By Litlove @Litloveblog

Unsurprisingly, the issues surrounding publishing and our sense of ourselves as writers have provoked the longest discussion of the whole writing course. It seems to me that at no point in the past has publishing ever been such a problem to writers. If you were mad – or educated – enough to want to write, then publication was something that eventually happened down the line. It strikes me (and I may be wrong) that writers were a much more self-selecting band, and publishers were a much more adventurous bunch.

Nowadays you could be forgiven for thinking that everyone in the world writes and harbours some secret dream of superstardom. And publishers seem (and this may be an illusion) to have become more and more cagey and restrictive about what they will put out. Rather than simply accept these barriers to self-expression, those Darwinian technology types gave us the digital world. And paradoxically, the more platforms that appear for writers to publish on, the more problematic it all becomes. There are people out there drawing flow charts now to account for all the different choices that can be made. And still the question remains: who will actually read us?

It seems to me that the basic problem is that publishing is way too emotive a subject for writers to be allowed near. You say the ‘P’ word in authorial company and suddenly everyone is rushing to declare their practised speeches, composed during the small hours of the afternoon when writing is hard and recognition distant and somehow morale must be maintained. The other basic problem is that many writers talk about publishing before they have actually experienced it. In the same way that newly-formed partnerships fantasise romantically about having children, and university students imagine being rich, writers think about publication as a joyous event, and quite possibly one that will solve all their problems – financial, moral, existential. Whereas most of us who have published limp bloodied from the arena, humiliated by having failed to make the crowd go wild. My premise in this post is that – like so many modern phenomenon – publishing is an awful experience and yet still we want it beyond all reason.

Most of my publishing experience has been academic. I’ve published four books and about 20 articles and chapters, and I did this over the space of about 12 years. Which strikes me as quite a lot in hindsight, throwing my son and chronic fatigue into the mix. I rarely got paid for it (£200 was the only advance I was ever given), and my writings disappeared with the tiniest splash into the great ocean of academic tracts. Academics only read for what they’re researching – you don’t go and read someone’s book about Rabelais just because it’s supposed to be good – which to my mind is why academic writing has become so insular and unattractive to general readers. Everyone writes to be clever. Not everyone writes to be stylish, although the field of academic research even in my small literary corner is vast, and it makes no sense to either celebrate or condemn it. It has been formed by the forces of necessity and good intention.

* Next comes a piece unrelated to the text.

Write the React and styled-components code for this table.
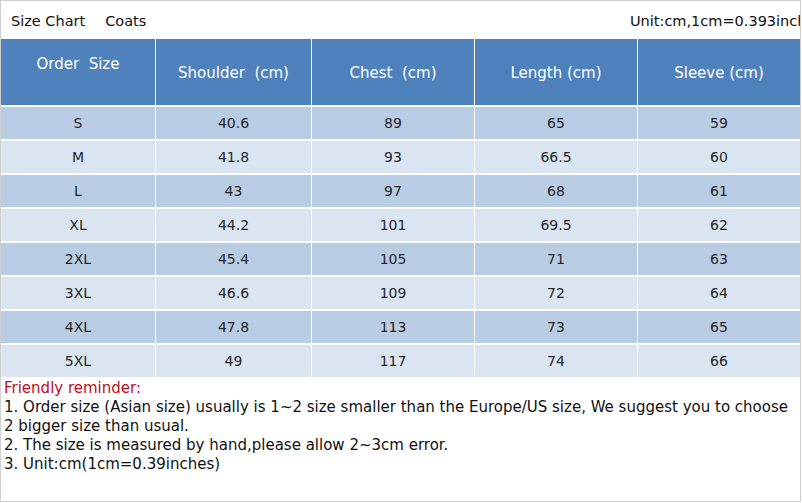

So why did I take it upon myself to add to the trillions of words? It clearly wasn’t for fame or fortune. I didn’t do it ‘for myself’, whatever that really means. When the boxes of advance copies arrived I felt pleased for about two minutes, and then I found the immediate issues of the day more pressing. No, I did it because it was, for me, the root of my work as a literary critic. Everything grew out of that quiet moment when I thought about a book and shaped those thoughts into words. That was the beating heart of my discipline. How could I teach students about essay writing if I weren’t engaged with that process myself? How could I put good lectures together unless I had thought long and hard about the books I was discussing? I had to write about the book to get to the bottom of my reaction to it. And once I had written down to my satisfaction an interpretation of a book, I wanted to share it with my community, to contribute to the ongoing discussion and because (rightly or wrongly) I felt I had something to say.

It was always important for me to know whom I was writing for, not least because I could then be assured of saying something that might feasibly be useful. Essentially, the reason I write at all is to get my message across. I want to make people think about things they generally try to avoid thinking about. So I have to strategise a lot with regard to the audience if I have any hope of achieving that goal. What I learned pretty fast through teaching (and living) is that human beings make dreadful listeners. On the whole they hear only what they want to hear, or what they are afraid they will hear. It’s always seemed to me the most intriguing challenge to get readers to put their prejudices, their hopes, their anxieties aside and hear instead what I want them to.

So I have never been someone who writes ‘for myself’. I do not want, as one of my classmates brilliantly put it, to be engaged in nothing more than a monologue. I want to be talking to someone and not as a party bore who has importuned them in a corner, but as a voice saying something they might find illuminating to hear. Our course instructor said that he found the whole publishing malarkey much easier when he thought of his writing as a gift that he bestowed regularly on the world, without expectation of reward. This sounds to me like a convenient solution to a knotty problem, and one that makes us all look pretty. It’s a lovely image, isn’t it? This idea of the author writing in an isolated cell, then sending her work out into the world with never a glance to see where it lands, indifferent to its fate. Yeah, well, dream on. I’ve never met a writer who doesn’t long for praise and popularity. And I’ve never met anyone who wasn’t hurt by rejection. Writers do what they do because they feel close to the human predicament – we can’t suddenly turn around and become angels or saints. It’s better to face up to the large and ugly emotions that are part of the process.

I think the consolatory fantasy of self-fulfillment has risen in proportion to the difficulties encountered in actually getting published. Because so few of us are ever likely to have the bonus of an audience for our writing, we have to work our way around that emotionally. And whether we publish traditionally or independently, an audience remains the most elusive commodity. As I said, it’s only once you’ve published and realised that it does not suddenly make your work desirable and praiseworthy, that you live in cold, hard clarity. I don’t pretend to have any solutions to this muddle and I’m not sure there are any. I think perhaps writers have to accept they are a kind of modern-day Sisyphus, condemned to roll the rock to the top of the mountain and watch it fall back down again, but enraged when it does so and longing every time for that rock finally to stay in place and become a monument to endeavour.